Top Pentagon officials, led by Gates — himself a long-time Republican – have themselves acknowledged the need for cuts, although not nearly at the level suggested by Paul and Frank.
In a major policy address last May, Gates declared that the post-9/11 "gusher" in defense spending "has been turned off, and will stay off for a good period of time."
"We can’t have a strong military if we have a weak economy," Gates told reporters, a theme that the chairman of the Joint Chiefs of Staff, Adm. Mike Mullen, picked up last month when he warned that "the most significant threat to our national security is the debt."
It was in that context that Gates, who last year cancelled several major weapons systems, laid out his five-year plan to save 100 billion dollars. At the same time, however, he warned against major cuts, noting that his "greatest fear is that in economic tough times… people will see the defense budget as a place to solve the nation’s deficit problems."
At the same time, however, Pentagon officials have insisted that defense spending should continue to grow in real terms, albeit at a significantly slower rate – at least one percent a year — than during the past decade.
"Robert Gates’s main mission is not to cut the Pentagon budget, but to save it," William Hartung, director of the Arms and Security Initiative of the New America Foundation (NAF), told IPS. "His various changes are all being done in the service of protecting his department from reduction in its overall budget."
"He may succeed in the short term, but, as concerns about federal deficit continue to grow, the Pentagon budget will inevitably go down in real terms, as it should when it is at its highest levels since World War II," he added.
"The fiscal crisis is real; it poses serious, long-term threats to America’s well-being and global position; and the only solution …is for all parts of federal spending and revenues to be on the table, including defense," wrote Gordon Adams, a top national-security expert in President Bill Clinton’s budget office, in a colloquium on the National Journal‘s website.
The Obama administration and lawmakers are clearly hoping that savings gained by the U.S. drawdown in Iraq, to be followed, beginning in July 2011, by a gradual withdrawal from Afghanistan will go a long way toward reducing the defense budget to more manageable levels.
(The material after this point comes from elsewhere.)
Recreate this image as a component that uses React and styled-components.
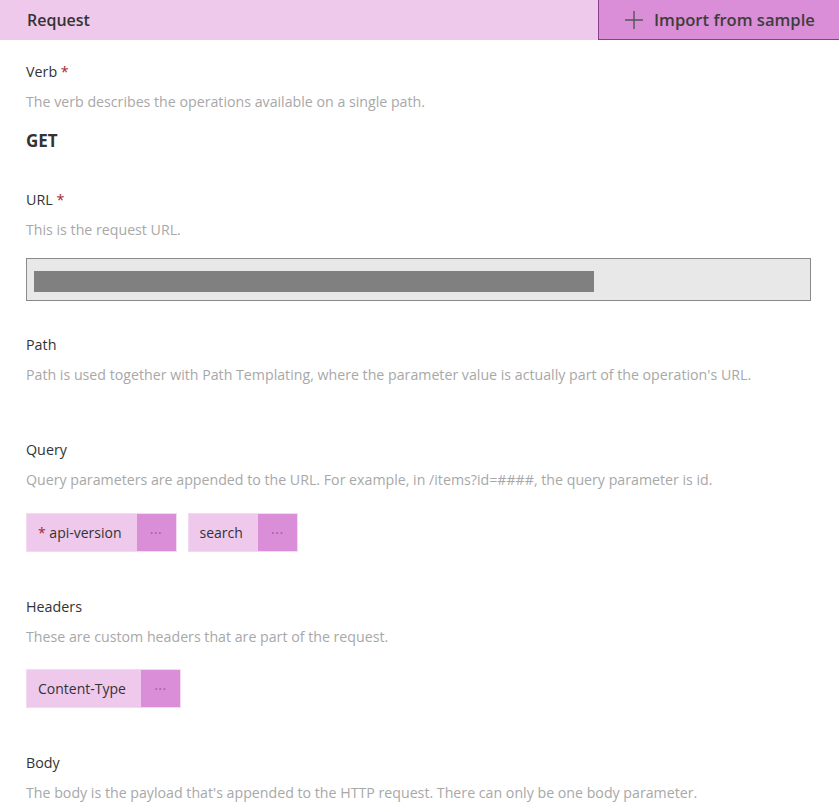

The Pentagon is spending 65 billion dollars on Iraq and around 100 dollars on Afghanistan this year.
But even in what most analysts consider the highly unlikely event – especially given pressure on Obama by the military brass to delay or slow his withdrawal plans in Afghanistan — those costs can be reduced to near zero over the next five years, the military budget will remain substantially higher in real terms than it was after previous wars, including the Korean and Vietnam conflicts.
If, moreover, the economy fails to generate growth rates sustained during the go-go 1990s – another highly unlikely prospect given the depth of the recession from which it has only just begun to recover — the pressure for additional cuts is certain to intensify, no matter which party controls Congress or the White House.
How those cuts will be achieved is certain to have major geo-strategic, as well as financial and fiscal, consequences not just for the U.S., but also for a host of countries, particularly in Eurasia, that have long relied on its military dominance.
There has been "the assumption that the United States is still the world’s hegemon, duty-bound to be prepared to fight everyone, everywhere if imperial interests require it," wrote ret. Col. Patrick Lang, a former top Defense Intelligence Agency official, in the National Journal‘s colloquium. "How can responsible, grown-up people who understand our economic position think that has anything to do with reality?"